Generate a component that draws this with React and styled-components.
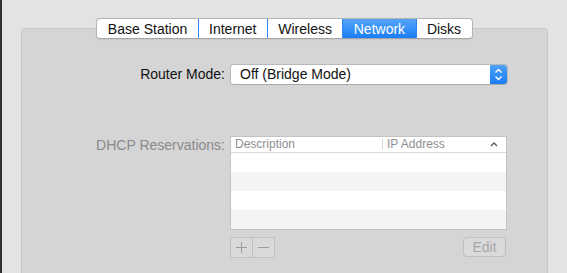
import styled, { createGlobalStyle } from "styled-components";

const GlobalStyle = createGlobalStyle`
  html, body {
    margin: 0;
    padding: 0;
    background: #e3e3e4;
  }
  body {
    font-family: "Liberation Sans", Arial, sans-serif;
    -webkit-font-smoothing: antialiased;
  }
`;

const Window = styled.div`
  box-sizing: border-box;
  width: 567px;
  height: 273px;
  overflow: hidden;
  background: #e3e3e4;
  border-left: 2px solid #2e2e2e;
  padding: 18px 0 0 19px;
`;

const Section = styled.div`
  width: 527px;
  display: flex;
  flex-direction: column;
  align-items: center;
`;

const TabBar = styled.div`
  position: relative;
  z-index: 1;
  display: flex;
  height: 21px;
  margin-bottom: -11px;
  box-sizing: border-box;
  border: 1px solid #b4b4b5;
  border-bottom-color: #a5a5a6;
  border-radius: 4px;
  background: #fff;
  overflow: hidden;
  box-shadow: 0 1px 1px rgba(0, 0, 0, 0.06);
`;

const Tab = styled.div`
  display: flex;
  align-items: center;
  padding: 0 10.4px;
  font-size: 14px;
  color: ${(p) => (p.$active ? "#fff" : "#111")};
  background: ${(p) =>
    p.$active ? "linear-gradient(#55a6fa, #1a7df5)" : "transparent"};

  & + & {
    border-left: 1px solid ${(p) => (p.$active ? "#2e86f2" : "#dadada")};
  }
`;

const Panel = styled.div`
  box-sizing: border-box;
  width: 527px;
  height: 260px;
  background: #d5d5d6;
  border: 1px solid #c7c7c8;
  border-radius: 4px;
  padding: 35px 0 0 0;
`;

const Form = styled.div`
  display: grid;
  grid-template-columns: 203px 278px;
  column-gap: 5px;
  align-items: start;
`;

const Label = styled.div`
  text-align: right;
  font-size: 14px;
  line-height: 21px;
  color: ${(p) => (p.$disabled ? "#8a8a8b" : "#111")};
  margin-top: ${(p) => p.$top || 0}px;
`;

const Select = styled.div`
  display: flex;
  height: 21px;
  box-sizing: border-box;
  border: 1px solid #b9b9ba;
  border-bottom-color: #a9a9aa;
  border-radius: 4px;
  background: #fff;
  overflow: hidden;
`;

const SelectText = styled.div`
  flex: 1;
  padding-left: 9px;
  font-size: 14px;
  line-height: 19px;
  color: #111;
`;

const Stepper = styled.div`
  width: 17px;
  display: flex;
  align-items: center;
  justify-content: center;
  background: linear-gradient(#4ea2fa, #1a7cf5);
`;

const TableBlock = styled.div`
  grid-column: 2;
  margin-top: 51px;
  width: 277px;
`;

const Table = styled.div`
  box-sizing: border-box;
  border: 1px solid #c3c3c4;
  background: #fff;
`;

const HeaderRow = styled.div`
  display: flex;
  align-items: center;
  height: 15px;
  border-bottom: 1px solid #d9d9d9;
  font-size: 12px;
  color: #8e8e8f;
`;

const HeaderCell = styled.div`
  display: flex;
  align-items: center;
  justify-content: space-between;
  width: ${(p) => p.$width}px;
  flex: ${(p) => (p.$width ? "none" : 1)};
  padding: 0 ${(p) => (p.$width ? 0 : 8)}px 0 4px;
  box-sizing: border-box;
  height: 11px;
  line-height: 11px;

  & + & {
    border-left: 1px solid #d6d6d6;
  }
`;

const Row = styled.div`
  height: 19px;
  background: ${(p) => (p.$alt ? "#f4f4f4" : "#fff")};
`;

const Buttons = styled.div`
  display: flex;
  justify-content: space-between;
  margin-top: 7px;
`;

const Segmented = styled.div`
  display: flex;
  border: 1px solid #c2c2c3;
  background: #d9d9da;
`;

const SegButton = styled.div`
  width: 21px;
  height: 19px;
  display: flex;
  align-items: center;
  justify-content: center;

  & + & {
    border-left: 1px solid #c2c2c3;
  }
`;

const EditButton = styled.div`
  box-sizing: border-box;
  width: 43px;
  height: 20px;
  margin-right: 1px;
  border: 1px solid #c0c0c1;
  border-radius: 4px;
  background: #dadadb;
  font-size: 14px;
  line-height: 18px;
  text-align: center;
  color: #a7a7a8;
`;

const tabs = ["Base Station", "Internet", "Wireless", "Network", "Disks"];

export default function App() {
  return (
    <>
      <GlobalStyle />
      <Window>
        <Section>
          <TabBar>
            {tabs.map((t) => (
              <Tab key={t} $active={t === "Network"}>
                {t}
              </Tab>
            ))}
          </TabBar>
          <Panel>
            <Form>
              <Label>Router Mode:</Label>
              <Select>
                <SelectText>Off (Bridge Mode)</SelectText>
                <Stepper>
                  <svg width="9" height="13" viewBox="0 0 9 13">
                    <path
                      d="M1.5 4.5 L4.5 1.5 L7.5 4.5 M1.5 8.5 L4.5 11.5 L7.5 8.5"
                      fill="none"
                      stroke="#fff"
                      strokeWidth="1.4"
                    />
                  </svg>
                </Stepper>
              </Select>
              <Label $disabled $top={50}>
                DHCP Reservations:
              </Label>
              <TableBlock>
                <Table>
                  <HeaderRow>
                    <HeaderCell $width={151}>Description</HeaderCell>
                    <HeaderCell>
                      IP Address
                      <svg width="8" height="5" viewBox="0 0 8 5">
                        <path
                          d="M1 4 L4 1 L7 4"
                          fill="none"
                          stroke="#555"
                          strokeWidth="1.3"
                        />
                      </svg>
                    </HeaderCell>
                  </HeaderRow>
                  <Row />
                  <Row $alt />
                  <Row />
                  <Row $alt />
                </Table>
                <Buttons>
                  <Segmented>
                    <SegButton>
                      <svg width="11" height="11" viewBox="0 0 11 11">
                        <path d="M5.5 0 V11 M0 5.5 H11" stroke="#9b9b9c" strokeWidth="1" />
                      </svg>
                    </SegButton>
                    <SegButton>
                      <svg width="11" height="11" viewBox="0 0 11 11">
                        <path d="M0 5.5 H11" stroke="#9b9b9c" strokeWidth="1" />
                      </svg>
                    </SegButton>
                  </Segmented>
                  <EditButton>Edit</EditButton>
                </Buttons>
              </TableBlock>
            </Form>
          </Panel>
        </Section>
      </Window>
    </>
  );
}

────────────────

## INSTRUCTIONS FOR THE TASK
Determine how many lines of the data contain the word "components", and reply with that number only.

## RESULT OF THIS EXERCISE
2